**Task**: From the entries below, copy every line where the string "this" appears.

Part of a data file
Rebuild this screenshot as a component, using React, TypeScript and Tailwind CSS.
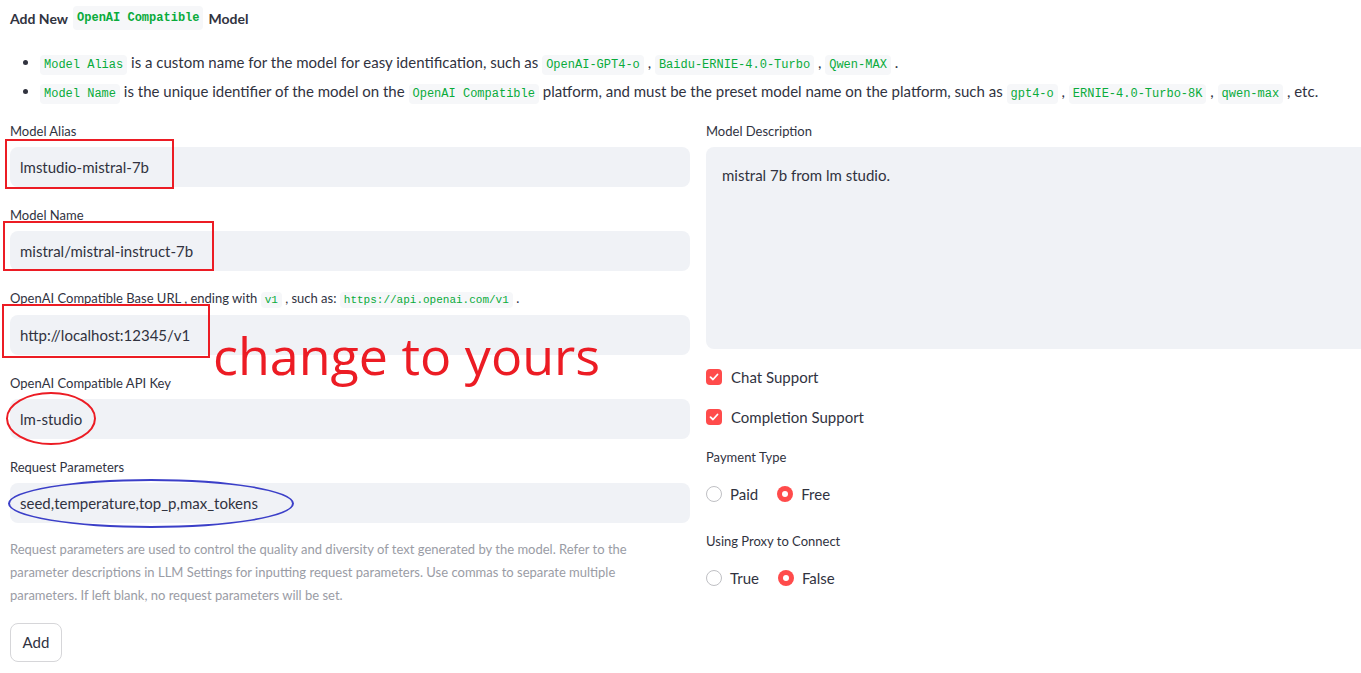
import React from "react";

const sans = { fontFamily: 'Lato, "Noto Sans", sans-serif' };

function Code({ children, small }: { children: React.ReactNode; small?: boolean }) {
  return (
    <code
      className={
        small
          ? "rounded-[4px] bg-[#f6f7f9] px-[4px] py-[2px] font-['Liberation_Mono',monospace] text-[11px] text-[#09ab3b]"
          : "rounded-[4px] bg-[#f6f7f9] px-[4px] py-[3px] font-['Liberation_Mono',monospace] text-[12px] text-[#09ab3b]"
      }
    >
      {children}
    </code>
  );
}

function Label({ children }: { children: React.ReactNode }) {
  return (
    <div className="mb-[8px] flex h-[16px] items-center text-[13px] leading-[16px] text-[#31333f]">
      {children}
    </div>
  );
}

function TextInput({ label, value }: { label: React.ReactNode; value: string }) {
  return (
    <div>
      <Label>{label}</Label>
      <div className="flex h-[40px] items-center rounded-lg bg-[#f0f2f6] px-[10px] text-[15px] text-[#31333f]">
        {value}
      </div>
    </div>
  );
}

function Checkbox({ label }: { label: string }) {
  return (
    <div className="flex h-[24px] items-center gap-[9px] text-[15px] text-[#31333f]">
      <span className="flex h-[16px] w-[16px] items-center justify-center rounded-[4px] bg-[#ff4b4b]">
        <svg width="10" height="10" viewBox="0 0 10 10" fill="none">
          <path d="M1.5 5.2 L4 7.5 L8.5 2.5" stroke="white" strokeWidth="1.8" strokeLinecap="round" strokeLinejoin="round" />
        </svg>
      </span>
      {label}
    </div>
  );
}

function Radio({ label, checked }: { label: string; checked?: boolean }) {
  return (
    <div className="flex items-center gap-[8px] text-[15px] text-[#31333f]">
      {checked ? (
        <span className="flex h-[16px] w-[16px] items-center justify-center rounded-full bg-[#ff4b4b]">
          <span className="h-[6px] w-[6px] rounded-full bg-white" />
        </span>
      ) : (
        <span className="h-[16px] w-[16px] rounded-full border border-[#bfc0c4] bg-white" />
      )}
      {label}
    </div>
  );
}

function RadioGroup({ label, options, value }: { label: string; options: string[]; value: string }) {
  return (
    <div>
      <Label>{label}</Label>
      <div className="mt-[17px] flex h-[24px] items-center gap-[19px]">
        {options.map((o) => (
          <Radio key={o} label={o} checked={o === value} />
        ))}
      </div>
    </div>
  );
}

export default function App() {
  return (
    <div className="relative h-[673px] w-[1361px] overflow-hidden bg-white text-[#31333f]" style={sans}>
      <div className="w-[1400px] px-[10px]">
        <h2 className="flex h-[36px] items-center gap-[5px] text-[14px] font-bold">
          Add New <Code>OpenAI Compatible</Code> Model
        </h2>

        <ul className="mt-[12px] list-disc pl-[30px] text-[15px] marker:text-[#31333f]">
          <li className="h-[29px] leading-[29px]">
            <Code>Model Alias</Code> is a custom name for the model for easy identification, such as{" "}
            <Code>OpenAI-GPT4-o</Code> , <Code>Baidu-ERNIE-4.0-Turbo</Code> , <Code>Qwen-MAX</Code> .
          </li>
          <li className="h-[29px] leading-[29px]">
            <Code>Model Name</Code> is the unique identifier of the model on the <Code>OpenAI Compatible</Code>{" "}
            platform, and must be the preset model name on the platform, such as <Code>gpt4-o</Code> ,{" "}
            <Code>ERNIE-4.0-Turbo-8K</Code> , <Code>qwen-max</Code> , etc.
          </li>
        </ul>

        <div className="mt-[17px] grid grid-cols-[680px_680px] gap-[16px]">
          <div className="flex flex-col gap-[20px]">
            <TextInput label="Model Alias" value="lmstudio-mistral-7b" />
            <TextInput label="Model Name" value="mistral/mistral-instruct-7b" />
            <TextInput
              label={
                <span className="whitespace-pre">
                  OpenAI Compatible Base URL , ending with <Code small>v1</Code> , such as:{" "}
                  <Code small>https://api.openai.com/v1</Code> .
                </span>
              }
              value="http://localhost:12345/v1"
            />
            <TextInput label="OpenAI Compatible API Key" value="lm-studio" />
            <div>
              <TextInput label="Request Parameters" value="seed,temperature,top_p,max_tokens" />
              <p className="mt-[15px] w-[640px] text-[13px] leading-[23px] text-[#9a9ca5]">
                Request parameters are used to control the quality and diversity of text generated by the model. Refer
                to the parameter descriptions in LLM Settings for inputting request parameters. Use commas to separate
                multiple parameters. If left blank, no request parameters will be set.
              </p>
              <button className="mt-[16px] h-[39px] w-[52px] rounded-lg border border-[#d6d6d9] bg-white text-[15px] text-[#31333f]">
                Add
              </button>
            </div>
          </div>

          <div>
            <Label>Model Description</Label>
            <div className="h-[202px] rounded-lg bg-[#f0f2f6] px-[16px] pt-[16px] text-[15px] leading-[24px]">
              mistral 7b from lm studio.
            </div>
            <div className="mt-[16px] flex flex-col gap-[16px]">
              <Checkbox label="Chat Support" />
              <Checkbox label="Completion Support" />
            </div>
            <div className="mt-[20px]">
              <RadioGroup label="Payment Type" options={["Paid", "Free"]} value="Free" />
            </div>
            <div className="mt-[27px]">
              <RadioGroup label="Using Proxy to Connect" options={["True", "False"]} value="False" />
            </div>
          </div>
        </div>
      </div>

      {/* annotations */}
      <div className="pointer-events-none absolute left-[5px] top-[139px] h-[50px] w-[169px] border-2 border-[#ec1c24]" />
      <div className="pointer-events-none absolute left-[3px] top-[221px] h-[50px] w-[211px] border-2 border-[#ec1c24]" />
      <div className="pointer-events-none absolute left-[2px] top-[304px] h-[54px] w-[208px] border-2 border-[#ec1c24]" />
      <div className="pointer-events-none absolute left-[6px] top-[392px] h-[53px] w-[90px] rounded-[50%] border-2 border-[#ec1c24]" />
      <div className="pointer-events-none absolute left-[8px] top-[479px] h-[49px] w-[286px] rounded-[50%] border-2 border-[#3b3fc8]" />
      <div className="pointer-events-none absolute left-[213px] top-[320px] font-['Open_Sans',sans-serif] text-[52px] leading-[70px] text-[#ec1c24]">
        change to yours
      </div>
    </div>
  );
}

---

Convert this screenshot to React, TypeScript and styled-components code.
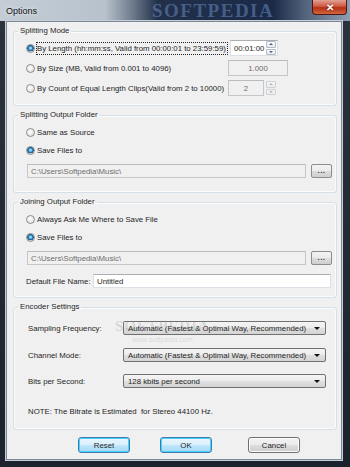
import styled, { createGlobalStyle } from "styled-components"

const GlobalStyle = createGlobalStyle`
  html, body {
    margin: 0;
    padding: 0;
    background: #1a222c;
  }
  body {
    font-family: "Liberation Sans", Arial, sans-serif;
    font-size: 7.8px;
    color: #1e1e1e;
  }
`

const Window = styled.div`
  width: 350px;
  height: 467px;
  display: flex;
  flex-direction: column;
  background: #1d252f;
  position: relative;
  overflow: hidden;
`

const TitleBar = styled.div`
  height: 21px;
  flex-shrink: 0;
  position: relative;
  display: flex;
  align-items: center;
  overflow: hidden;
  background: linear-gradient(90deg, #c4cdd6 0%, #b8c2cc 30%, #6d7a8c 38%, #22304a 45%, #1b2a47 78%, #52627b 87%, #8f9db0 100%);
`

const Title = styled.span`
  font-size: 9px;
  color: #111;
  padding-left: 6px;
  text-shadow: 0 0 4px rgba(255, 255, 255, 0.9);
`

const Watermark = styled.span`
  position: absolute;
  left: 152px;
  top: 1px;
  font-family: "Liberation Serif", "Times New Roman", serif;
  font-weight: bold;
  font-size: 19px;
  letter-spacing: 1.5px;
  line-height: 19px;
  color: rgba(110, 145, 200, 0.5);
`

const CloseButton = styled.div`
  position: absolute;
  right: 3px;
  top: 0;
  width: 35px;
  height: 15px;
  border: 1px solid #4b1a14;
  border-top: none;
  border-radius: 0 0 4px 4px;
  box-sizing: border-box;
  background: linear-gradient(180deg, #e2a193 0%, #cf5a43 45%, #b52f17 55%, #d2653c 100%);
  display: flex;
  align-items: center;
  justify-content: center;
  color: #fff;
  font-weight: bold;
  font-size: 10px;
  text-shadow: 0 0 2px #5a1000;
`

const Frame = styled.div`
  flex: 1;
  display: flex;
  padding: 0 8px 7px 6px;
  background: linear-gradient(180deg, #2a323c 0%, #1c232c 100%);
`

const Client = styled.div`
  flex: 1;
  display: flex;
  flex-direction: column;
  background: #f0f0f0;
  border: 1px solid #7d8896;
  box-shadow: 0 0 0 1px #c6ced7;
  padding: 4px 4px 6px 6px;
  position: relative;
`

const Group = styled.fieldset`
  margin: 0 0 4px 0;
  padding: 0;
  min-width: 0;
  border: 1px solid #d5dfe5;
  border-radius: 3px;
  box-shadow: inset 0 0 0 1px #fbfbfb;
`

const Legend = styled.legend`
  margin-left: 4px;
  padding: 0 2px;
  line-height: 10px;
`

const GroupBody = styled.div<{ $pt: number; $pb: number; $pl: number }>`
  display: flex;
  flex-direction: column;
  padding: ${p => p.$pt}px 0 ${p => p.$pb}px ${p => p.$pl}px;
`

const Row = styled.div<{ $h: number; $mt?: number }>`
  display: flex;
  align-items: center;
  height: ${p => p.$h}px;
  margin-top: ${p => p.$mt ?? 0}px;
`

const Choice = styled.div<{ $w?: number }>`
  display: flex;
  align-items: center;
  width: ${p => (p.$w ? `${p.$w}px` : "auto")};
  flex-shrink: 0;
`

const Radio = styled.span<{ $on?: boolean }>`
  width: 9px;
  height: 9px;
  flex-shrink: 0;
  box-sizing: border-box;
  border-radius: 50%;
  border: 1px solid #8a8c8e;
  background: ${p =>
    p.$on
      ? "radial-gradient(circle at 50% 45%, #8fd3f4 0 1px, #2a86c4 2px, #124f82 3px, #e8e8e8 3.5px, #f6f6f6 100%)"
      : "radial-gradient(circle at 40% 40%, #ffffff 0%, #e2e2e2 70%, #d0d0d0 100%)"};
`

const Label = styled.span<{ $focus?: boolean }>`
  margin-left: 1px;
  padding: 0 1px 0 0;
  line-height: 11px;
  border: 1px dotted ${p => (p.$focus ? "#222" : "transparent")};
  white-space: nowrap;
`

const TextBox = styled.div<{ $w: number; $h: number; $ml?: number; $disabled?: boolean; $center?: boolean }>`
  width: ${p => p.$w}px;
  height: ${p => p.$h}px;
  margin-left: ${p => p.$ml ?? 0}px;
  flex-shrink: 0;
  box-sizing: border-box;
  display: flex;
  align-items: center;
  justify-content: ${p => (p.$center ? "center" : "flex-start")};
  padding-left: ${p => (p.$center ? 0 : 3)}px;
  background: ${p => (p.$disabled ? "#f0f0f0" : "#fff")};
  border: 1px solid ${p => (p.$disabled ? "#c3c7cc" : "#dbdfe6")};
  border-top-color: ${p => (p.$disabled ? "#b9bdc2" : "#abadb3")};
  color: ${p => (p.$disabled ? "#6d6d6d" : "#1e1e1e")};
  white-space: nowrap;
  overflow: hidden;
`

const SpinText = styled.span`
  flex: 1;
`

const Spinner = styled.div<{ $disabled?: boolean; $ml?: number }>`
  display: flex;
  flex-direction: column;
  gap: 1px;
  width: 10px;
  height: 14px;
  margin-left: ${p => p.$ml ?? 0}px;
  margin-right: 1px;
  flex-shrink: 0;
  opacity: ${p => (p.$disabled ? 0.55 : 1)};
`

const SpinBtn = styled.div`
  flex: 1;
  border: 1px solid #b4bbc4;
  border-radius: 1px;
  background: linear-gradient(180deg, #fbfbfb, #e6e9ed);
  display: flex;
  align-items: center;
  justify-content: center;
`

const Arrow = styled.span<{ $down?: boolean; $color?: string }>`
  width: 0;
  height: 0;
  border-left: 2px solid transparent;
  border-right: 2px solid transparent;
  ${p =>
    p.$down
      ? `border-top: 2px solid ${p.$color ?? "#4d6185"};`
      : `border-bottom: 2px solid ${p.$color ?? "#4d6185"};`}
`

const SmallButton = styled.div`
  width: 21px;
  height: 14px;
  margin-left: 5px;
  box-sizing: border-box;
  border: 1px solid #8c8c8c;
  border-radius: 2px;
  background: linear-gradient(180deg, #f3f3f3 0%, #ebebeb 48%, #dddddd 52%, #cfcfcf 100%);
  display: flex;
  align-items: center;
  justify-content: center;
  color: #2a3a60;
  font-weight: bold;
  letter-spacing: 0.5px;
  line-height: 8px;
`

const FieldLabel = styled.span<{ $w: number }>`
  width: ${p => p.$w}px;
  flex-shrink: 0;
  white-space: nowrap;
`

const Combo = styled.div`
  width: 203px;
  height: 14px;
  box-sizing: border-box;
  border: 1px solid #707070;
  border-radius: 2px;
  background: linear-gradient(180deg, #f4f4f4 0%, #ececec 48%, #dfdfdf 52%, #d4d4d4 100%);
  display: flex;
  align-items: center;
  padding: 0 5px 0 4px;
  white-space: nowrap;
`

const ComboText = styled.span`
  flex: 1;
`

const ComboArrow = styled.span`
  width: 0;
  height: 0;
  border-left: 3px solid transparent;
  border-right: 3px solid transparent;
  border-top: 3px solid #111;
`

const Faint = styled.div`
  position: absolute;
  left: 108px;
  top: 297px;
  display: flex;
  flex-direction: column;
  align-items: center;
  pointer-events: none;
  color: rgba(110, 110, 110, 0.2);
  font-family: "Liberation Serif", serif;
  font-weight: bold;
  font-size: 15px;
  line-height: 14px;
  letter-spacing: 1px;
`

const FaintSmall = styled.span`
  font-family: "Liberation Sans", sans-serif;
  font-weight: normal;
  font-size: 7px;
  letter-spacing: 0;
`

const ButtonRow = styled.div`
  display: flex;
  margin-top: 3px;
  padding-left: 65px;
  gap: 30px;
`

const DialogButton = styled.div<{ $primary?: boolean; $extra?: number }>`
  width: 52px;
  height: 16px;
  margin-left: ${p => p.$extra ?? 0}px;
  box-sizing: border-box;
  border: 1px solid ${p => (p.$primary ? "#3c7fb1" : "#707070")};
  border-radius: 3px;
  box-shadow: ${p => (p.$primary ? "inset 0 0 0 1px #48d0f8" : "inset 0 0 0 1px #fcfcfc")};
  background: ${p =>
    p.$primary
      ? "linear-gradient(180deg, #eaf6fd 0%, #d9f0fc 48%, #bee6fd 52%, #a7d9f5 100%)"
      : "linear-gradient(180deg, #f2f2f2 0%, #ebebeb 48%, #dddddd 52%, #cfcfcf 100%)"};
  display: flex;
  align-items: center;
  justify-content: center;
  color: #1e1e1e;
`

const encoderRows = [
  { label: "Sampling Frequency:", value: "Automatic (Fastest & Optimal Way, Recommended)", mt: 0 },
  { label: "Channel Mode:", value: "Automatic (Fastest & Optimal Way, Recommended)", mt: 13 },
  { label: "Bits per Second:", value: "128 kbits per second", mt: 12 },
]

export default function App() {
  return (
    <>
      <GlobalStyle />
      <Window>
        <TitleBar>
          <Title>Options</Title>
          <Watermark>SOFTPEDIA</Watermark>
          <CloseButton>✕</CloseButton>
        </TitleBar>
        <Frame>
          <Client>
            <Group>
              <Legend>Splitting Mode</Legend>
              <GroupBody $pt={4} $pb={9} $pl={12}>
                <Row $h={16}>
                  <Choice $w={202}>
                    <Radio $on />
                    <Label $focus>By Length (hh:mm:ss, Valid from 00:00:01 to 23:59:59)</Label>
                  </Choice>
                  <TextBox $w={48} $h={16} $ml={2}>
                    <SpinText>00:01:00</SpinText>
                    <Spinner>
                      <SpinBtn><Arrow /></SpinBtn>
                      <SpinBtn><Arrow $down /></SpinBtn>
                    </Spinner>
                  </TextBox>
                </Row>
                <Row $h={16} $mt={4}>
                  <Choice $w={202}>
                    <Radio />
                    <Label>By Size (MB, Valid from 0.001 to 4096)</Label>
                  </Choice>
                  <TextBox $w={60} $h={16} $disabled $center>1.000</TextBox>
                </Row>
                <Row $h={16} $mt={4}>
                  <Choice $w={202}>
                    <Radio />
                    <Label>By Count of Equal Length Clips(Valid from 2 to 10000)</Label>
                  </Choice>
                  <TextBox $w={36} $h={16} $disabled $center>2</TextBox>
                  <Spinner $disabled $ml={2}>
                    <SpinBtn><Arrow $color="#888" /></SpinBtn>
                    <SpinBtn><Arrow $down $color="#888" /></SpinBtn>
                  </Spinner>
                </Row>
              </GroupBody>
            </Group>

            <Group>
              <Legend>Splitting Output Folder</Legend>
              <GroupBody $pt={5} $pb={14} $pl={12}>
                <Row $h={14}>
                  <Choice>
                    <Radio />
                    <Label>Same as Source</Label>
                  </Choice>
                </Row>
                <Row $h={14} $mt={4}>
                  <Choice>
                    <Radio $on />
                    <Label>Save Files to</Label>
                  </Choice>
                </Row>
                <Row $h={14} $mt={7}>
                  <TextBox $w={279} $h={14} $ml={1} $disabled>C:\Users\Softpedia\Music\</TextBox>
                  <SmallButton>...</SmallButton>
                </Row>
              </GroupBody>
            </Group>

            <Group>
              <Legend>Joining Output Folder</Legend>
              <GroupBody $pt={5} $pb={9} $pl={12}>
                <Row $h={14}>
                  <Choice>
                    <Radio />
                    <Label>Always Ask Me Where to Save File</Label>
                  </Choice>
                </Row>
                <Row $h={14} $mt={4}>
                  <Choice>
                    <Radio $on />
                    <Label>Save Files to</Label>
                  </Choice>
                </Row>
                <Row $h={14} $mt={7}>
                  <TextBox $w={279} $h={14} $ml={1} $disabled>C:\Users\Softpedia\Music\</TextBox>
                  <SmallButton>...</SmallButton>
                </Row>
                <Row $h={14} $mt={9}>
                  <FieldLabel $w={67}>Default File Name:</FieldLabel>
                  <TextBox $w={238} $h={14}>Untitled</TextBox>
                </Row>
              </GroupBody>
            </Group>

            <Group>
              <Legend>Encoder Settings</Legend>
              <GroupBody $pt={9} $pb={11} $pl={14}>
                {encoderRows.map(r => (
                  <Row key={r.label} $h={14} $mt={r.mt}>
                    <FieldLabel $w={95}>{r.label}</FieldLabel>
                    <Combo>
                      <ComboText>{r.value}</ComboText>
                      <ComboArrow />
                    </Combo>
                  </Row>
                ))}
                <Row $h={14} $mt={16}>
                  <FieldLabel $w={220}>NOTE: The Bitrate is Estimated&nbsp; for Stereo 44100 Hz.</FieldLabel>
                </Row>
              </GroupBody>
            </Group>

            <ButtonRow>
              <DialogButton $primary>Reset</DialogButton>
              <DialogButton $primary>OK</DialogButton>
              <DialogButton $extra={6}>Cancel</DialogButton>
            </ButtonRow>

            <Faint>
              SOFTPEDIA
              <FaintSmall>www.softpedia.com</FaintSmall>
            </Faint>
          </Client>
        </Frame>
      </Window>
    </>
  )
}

**Expected answer**:
Rebuild this screenshot as a component, using React, TypeScript and Tailwind CSS.
Convert this screenshot to React, TypeScript and styled-components code.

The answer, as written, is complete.